Provided data>
[start]

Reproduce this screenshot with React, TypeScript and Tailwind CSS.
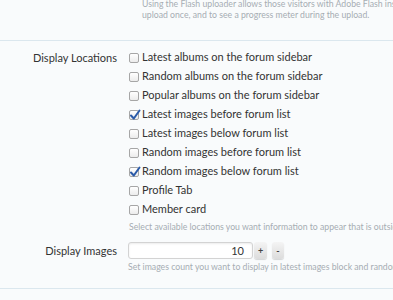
import React from 'react';

const locations: { label: string; checked: boolean }[] = [
  { label: 'Latest albums on the forum sidebar', checked: false },
  { label: 'Random albums on the forum sidebar', checked: false },
  { label: 'Popular albums on the forum sidebar', checked: false },
  { label: 'Latest images before forum list', checked: true },
  { label: 'Latest images below forum list', checked: false },
  { label: 'Random images before forum list', checked: false },
  { label: 'Random images below forum list', checked: true },
  { label: 'Profile Tab', checked: false },
  { label: 'Member card', checked: false },
];

const CheckBox: React.FC<{ checked: boolean }> = ({ checked }) => (
  <span className="relative inline-block w-[10px] h-[10px] shrink-0 rounded-[2px] border border-[#a6a6a6] bg-gradient-to-b from-white to-[#ececec]">
    {checked && (
      <svg viewBox="0 0 12 12" className="absolute -left-[1px] -top-[2px] w-[12px] h-[12px]">
        <path d="M2 6.5 L4.8 9.5 L10.5 1.5" fill="none" stroke="#2a5aa8" strokeWidth="2" strokeLinecap="round" strokeLinejoin="round" />
      </svg>
    )}
  </span>
);

export default function App() {
  return (
    <div className="w-[393px] h-[300px] overflow-hidden bg-[#f9fbfc] text-[#333] font-['Lato','Liberation_Sans',Arial,sans-serif]">
      {/* tail of previous option */}
      <div className="pl-[142px] -mt-[1px] text-[8.7px] leading-[10.5px] text-[#a6adb3] whitespace-nowrap">
        <p>Using the Flash uploader allows those visitors with Adobe Flash installed to select multiple files to</p>
        <p>upload once, and to see a progress meter during the upload.</p>
      </div>

      <div className="mt-[20px] border-t border-[#dbe7ee]" />

      <div className="pt-[7px] flex">
        <div className="w-[117px] shrink-0 text-right text-[11px] leading-[19px]">Display Locations</div>
        <div className="pl-[12px] flex-1 min-w-0">
          {locations.map((loc) => (
            <label key={loc.label} className="flex items-center h-[19px] text-[11px] whitespace-nowrap">
              <CheckBox checked={loc.checked} />
              <span className="ml-[3px]">{loc.label}</span>
            </label>
          ))}
          <p className="mt-[2px] text-[8.7px] leading-[12px] text-[#a6adb3] whitespace-nowrap">
            Select available locations you want information to appear that is outside of the gallery.
          </p>
        </div>
      </div>

      <div className="mt-[9px] flex">
        <div className="w-[117px] shrink-0 text-right text-[11px] leading-[17px]">Display Images</div>
        <div className="pl-[11px] flex-1 min-w-0">
          <div className="flex items-center">
            <div className="w-[125px] h-[17px] rounded-[3px] border border-[#d3d3d3] bg-white shadow-[inset_0_1px_2px_rgba(0,0,0,0.08)] text-right pr-[8px] text-[11px] leading-[15px]">
              10
            </div>
            <button className="ml-[1px] w-[13px] h-[17px] rounded-[3px] bg-gradient-to-b from-[#f4f4f4] to-[#dcdcdc] shadow-[0_1px_1px_rgba(0,0,0,0.15)] text-[9px] leading-[17px] font-bold text-[#444]">
              +
            </button>
            <button className="ml-[5px] w-[12px] h-[17px] rounded-[3px] bg-gradient-to-b from-[#f4f4f4] to-[#dcdcdc] shadow-[0_1px_1px_rgba(0,0,0,0.15)] text-[9px] leading-[17px] font-bold text-[#444]">
              -
            </button>
          </div>
          <p className="mt-[2px] text-[8.7px] leading-[12px] text-[#a6adb3] whitespace-nowrap">
            Set images count you want to display in latest images block and random images block.
          </p>
        </div>
      </div>

      <div className="mt-[15px] border-t border-[#dbe7ee]" />
    </div>
  );
}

[end]

Problem requirements> Copy each line in full and exactly, omitting any picture.

Response>
Reproduce this screenshot with React, TypeScript and Tailwind CSS.
import React from 'react';

const locations: { label: string; checked: boolean }[] = [
  { label: 'Latest albums on the forum sidebar', checked: false },
  { label: 'Random albums on the forum sidebar', checked: false },
  { label: 'Popular albums on the forum sidebar', checked: false },
  { label: 'Latest images before forum list', checked: true },
  { label: 'Latest images below forum list', checked: false },
  { label: 'Random images before forum list', checked: false },
  { label: 'Random images below forum list', checked: true },
  { label: 'Profile Tab', checked: false },
  { label: 'Member card', checked: false },
];

const CheckBox: React.FC<{ checked: boolean }> = ({ checked }) => (
  <span className="relative inline-block w-[10px] h-[10px] shrink-0 rounded-[2px] border border-[#a6a6a6] bg-gradient-to-b from-white to-[#ececec]">
    {checked && (
      <svg viewBox="0 0 12 12" className="absolute -left-[1px] -top-[2px] w-[12px] h-[12px]">
        <path d="M2 6.5 L4.8 9.5 L10.5 1.5" fill="none" stroke="#2a5aa8" strokeWidth="2" strokeLinecap="round" strokeLinejoin="round" />
      </svg>
    )}
  </span>
);

export default function App() {
  return (
    <div className="w-[393px] h-[300px] overflow-hidden bg-[#f9fbfc] text-[#333] font-['Lato','Liberation_Sans',Arial,sans-serif]">
      {/* tail of previous option */}
      <div className="pl-[142px] -mt-[1px] text-[8.7px] leading-[10.5px] text-[#a6adb3] whitespace-nowrap">
        <p>Using the Flash uploader allows those visitors with Adobe Flash installed to select multiple files to</p>
        <p>upload once, and to see a progress meter during the upload.</p>
      </div>

      <div className="mt-[20px] border-t border-[#dbe7ee]" />

      <div className="pt-[7px] flex">
        <div className="w-[117px] shrink-0 text-right text-[11px] leading-[19px]">Display Locations</div>
        <div className="pl-[12px] flex-1 min-w-0">
          {locations.map((loc) => (
            <label key={loc.label} className="flex items-center h-[19px] text-[11px] whitespace-nowrap">
              <CheckBox checked={loc.checked} />
              <span className="ml-[3px]">{loc.label}</span>
            </label>
          ))}
          <p className="mt-[2px] text-[8.7px] leading-[12px] text-[#a6adb3] whitespace-nowrap">
            Select available locations you want information to appear that is outside of the gallery.
          </p>
        </div>
      </div>

      <div className="mt-[9px] flex">
        <div className="w-[117px] shrink-0 text-right text-[11px] leading-[17px]">Display Images</div>
        <div className="pl-[11px] flex-1 min-w-0">
          <div className="flex items-center">
            <div className="w-[125px] h-[17px] rounded-[3px] border border-[#d3d3d3] bg-white shadow-[inset_0_1px_2px_rgba(0,0,0,0.08)] text-right pr-[8px] text-[11px] leading-[15px]">
              10
            </div>
            <button className="ml-[1px] w-[13px] h-[17px] rounded-[3px] bg-gradient-to-b from-[#f4f4f4] to-[#dcdcdc] shadow-[0_1px_1px_rgba(0,0,0,0.15)] text-[9px] leading-[17px] font-bold text-[#444]">
              +
            </button>
            <button className="ml-[5px] w-[12px] h-[17px] rounded-[3px] bg-gradient-to-b from-[#f4f4f4] to-[#dcdcdc] shadow-[0_1px_1px_rgba(0,0,0,0.15)] text-[9px] leading-[17px] font-bold text-[#444]">
              -
            </button>
          </div>
          <p className="mt-[2px] text-[8.7px] leading-[12px] text-[#a6adb3] whitespace-nowrap">
            Set images count you want to display in latest images block and random images block.
          </p>
        </div>
      </div>

      <div className="mt-[15px] border-t border-[#dbe7ee]" />
    </div>
  );
}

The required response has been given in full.